GIVEN RECORDS:
# # # #

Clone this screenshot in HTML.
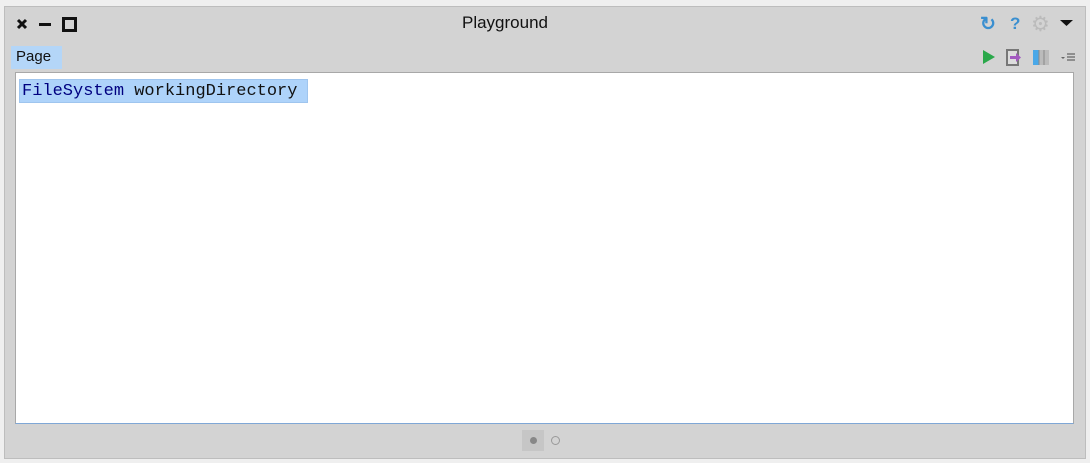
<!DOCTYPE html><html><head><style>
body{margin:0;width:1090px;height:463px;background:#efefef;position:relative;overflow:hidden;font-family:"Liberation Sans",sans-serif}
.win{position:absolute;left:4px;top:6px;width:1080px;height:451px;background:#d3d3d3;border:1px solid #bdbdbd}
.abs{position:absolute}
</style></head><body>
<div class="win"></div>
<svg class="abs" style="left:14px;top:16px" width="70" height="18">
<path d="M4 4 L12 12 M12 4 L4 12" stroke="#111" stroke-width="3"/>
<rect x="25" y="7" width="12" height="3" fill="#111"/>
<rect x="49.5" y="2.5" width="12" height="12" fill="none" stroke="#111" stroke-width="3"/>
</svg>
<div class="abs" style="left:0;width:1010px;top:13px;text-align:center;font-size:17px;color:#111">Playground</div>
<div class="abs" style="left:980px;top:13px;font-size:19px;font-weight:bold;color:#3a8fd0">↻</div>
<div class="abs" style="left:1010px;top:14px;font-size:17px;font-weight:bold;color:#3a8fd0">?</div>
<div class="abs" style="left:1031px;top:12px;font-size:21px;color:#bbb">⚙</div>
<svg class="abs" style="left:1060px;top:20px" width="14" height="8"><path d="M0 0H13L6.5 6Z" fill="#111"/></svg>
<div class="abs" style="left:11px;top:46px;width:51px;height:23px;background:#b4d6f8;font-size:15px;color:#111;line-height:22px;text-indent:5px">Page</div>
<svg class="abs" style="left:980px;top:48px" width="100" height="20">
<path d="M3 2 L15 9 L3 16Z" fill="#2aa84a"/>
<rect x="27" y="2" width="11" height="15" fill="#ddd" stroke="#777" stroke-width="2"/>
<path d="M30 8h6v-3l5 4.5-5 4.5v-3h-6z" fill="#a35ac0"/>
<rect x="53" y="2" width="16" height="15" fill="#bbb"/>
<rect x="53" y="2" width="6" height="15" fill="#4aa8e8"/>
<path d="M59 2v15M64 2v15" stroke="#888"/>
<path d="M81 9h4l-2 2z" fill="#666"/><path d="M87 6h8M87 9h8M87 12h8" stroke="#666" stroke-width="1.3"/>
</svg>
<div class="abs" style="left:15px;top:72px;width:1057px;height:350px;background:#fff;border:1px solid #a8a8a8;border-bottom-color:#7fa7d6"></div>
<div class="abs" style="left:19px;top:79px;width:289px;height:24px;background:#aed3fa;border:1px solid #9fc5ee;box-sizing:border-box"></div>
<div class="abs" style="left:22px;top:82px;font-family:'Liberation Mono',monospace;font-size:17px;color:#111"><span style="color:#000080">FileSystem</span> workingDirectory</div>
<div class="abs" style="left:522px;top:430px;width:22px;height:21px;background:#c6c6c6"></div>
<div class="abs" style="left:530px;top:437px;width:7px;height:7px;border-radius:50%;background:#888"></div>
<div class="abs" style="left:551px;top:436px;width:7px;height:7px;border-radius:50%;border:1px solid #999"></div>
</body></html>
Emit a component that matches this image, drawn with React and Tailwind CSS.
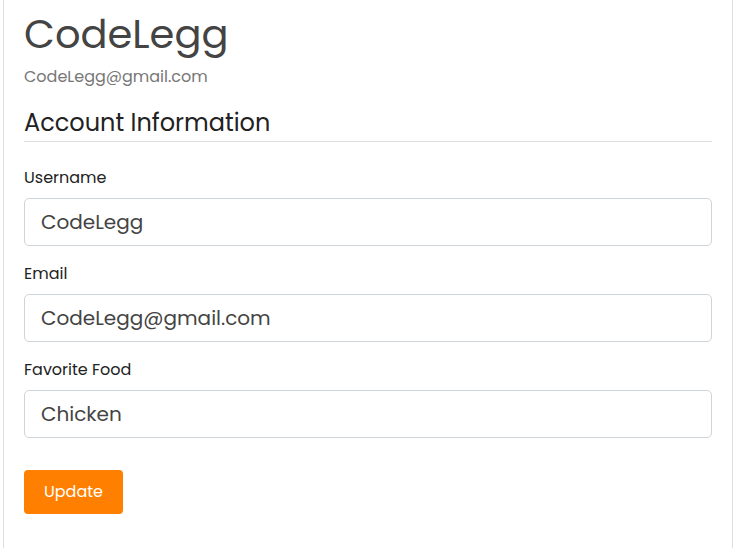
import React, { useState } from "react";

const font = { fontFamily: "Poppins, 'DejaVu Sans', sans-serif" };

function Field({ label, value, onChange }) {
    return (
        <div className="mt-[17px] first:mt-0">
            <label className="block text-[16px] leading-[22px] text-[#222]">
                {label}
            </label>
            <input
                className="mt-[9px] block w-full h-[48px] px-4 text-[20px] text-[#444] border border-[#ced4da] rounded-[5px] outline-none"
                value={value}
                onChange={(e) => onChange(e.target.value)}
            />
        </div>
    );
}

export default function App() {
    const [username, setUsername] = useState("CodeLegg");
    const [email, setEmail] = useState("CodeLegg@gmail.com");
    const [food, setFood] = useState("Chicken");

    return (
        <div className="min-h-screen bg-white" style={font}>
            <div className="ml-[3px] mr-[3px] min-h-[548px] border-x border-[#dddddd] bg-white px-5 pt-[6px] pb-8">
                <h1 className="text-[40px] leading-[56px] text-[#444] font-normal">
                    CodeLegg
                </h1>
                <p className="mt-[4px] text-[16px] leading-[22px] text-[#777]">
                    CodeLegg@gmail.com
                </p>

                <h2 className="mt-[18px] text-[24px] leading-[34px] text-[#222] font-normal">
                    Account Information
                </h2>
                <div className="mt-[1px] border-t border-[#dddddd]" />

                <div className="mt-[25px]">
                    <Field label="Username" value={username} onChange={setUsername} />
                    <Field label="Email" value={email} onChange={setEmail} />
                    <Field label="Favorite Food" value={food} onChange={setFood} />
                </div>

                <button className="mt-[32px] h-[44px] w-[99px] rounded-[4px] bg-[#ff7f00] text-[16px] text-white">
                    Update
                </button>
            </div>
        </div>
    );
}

# # # #

INSTRUCTIONS TO FOLLOW:
Reproduce the material word for word. Any pictures should be left out of the copy.

COMPLETE ANSWER:
Clone this screenshot in HTML.
<!DOCTYPE html><html><head><style>
body{margin:0;width:1090px;height:463px;background:#efefef;position:relative;overflow:hidden;font-family:"Liberation Sans",sans-serif}
.win{position:absolute;left:4px;top:6px;width:1080px;height:451px;background:#d3d3d3;border:1px solid #bdbdbd}
.abs{position:absolute}
</style></head><body>
<div class="win"></div>
<svg class="abs" style="left:14px;top:16px" width="70" height="18">
<path d="M4 4 L12 12 M12 4 L4 12" stroke="#111" stroke-width="3"/>
<rect x="25" y="7" width="12" height="3" fill="#111"/>
<rect x="49.5" y="2.5" width="12" height="12" fill="none" stroke="#111" stroke-width="3"/>
</svg>
<div class="abs" style="left:0;width:1010px;top:13px;text-align:center;font-size:17px;color:#111">Playground</div>
<div class="abs" style="left:980px;top:13px;font-size:19px;font-weight:bold;color:#3a8fd0">↻</div>
<div class="abs" style="left:1010px;top:14px;font-size:17px;font-weight:bold;color:#3a8fd0">?</div>
<div class="abs" style="left:1031px;top:12px;font-size:21px;color:#bbb">⚙</div>
<svg class="abs" style="left:1060px;top:20px" width="14" height="8"><path d="M0 0H13L6.5 6Z" fill="#111"/></svg>
<div class="abs" style="left:11px;top:46px;width:51px;height:23px;background:#b4d6f8;font-size:15px;color:#111;line-height:22px;text-indent:5px">Page</div>
<svg class="abs" style="left:980px;top:48px" width="100" height="20">
<path d="M3 2 L15 9 L3 16Z" fill="#2aa84a"/>
<rect x="27" y="2" width="11" height="15" fill="#ddd" stroke="#777" stroke-width="2"/>
<path d="M30 8h6v-3l5 4.5-5 4.5v-3h-6z" fill="#a35ac0"/>
<rect x="53" y="2" width="16" height="15" fill="#bbb"/>
<rect x="53" y="2" width="6" height="15" fill="#4aa8e8"/>
<path d="M59 2v15M64 2v15" stroke="#888"/>
<path d="M81 9h4l-2 2z" fill="#666"/><path d="M87 6h8M87 9h8M87 12h8" stroke="#666" stroke-width="1.3"/>
</svg>
<div class="abs" style="left:15px;top:72px;width:1057px;height:350px;background:#fff;border:1px solid #a8a8a8;border-bottom-color:#7fa7d6"></div>
<div class="abs" style="left:19px;top:79px;width:289px;height:24px;background:#aed3fa;border:1px solid #9fc5ee;box-sizing:border-box"></div>
<div class="abs" style="left:22px;top:82px;font-family:'Liberation Mono',monospace;font-size:17px;color:#111"><span style="color:#000080">FileSystem</span> workingDirectory</div>
<div class="abs" style="left:522px;top:430px;width:22px;height:21px;background:#c6c6c6"></div>
<div class="abs" style="left:530px;top:437px;width:7px;height:7px;border-radius:50%;background:#888"></div>
<div class="abs" style="left:551px;top:436px;width:7px;height:7px;border-radius:50%;border:1px solid #999"></div>
</body></html>
Emit a component that matches this image, drawn with React and Tailwind CSS.
import React, { useState } from "react";

const font = { fontFamily: "Poppins, 'DejaVu Sans', sans-serif" };

function Field({ label, value, onChange }) {
    return (
        <div className="mt-[17px] first:mt-0">
            <label className="block text-[16px] leading-[22px] text-[#222]">
                {label}
            </label>
            <input
                className="mt-[9px] block w-full h-[48px] px-4 text-[20px] text-[#444] border border-[#ced4da] rounded-[5px] outline-none"
                value={value}
                onChange={(e) => onChange(e.target.value)}
            />
        </div>
    );
}

export default function App() {
    const [username, setUsername] = useState("CodeLegg");
    const [email, setEmail] = useState("CodeLegg@gmail.com");
    const [food, setFood] = useState("Chicken");

    return (
        <div className="min-h-screen bg-white" style={font}>
            <div className="ml-[3px] mr-[3px] min-h-[548px] border-x border-[#dddddd] bg-white px-5 pt-[6px] pb-8">
                <h1 className="text-[40px] leading-[56px] text-[#444] font-normal">
                    CodeLegg
                </h1>
                <p className="mt-[4px] text-[16px] leading-[22px] text-[#777]">
                    CodeLegg@gmail.com
                </p>

                <h2 className="mt-[18px] text-[24px] leading-[34px] text-[#222] font-normal">
                    Account Information
                </h2>
                <div className="mt-[1px] border-t border-[#dddddd]" />

                <div className="mt-[25px]">
                    <Field label="Username" value={username} onChange={setUsername} />
                    <Field label="Email" value={email} onChange={setEmail} />
                    <Field label="Favorite Food" value={food} onChange={setFood} />
                </div>

                <button className="mt-[32px] h-[44px] w-[99px] rounded-[4px] bg-[#ff7f00] text-[16px] text-white">
                    Update
                </button>
            </div>
        </div>
    );
}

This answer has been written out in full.